Degene, die de operatie of ingreep uitvoert bepaalt het trombo-embolie risico en het bloedingsrisico van de operatie/ingreep. Er dienen binnen een ziekenhuis lokale afspraken te worden gemaakt en vastgelegd wie (anesthesioloog en/of operateur) verantwoordelijk is voor het instellen, eventuele tijdelijk onderbreken/overbruggen en herstarten van de antitrombotische medicatie. In dit kader is het van belang dat patiënten die antitrombotische medicatie gebruiken en een electieve operatie/ingreep dienen te ondergaan, uiterlijk 10 dagen voorafgaand aan de ingreep, worden gezien door de specialist die lokaal verantwoordelijk is voor het periprocedurele antistollingsbeleid met betrekking tot het stoppen en/of overbruggen van de antistolling.
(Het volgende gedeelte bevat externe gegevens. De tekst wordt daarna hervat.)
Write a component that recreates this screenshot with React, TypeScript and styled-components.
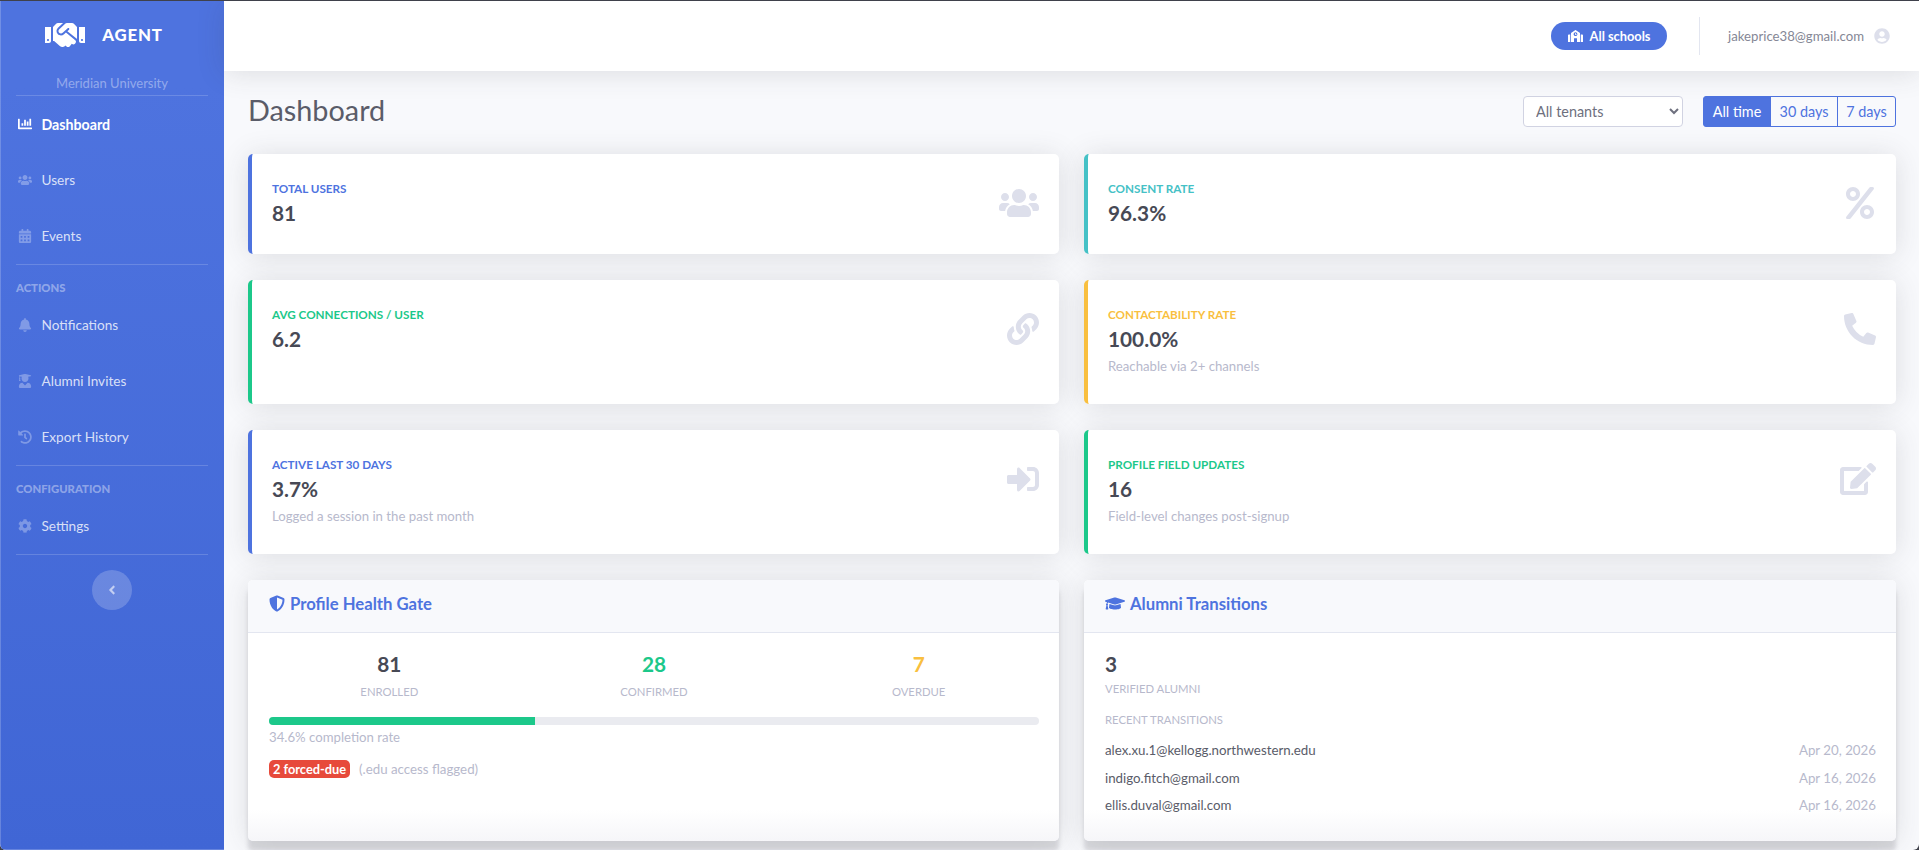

Essentiele communicatie tussen zorgverleners bij operaties en ingrepen:
Regime van antitrombotische medicatie rondom operatie/ingreep, inclusief eventueel overbruggingsadvies indien er tijdelijk onderbroken moet worden.
Als voorbeeld kunnen de volgende afspraken van kracht zijn (NB dit kan per ziekenhuis en trombosedienst variëren):
de operateur bepaalt bloedingsrisico ingreep en/of antistolling gestaakt moet worden;
de anesthesioloog of een andere inhoudsdeskundige specialist controleert de voorgestelde inschatting van het bloedingsrisico door de operateur (verificatie-proces) en stelt het periprocedurele antistollingsbeleid vast, inclusief initiëren van bridging indien wenselijk of noodzakelijk (bijvoorbeeld clopidogrel vervangen door ASA of LMWH bij VKA en hoog tromboserisico). Bij complexere zaken regelt de anesthesioloog of andere inhoudsdeskundige specialist een advies van de voorschrijver en gaat met operateur in conclaaf over bijvoorbeeld uitstel van de ingreep of opereren onder een TAR; ook wordt in overleg met de apotheker medicatieverificatie verricht.
Dit beleid wordt door de anesthesioloog of andere inhoudsdeskundige specialist besproken met de patiënt en bij VKA gebruik doorgegeven aan de trombosedienst; indien geïndiceerd krijgt de patiënt een recept mee voor bridging medicatie (van de Trombosedienst voor VKA en van de operateur voor TAR). Indien uitstel van de operatie of interventie geïndiceerd is, wordt dit besproken met de operateur.
De OK-planning van de operateur controleert of medicatie-afspraken zijn vastgelegd, inclusief anticoagulantia en antibiotica en geeft de OK-datum door aan patiënt en licht de trombosedienst in via het ingrepenformulier.
De behandelaar of buiten het ziekenhuis de (tand) arts, die de ingreep uitvoert, is verantwoordelijk voor het postprocedureel herstarten van de antistolling en de eventuele heraanmelding bij de trombosedienst als de patiënt VKA gebruikt.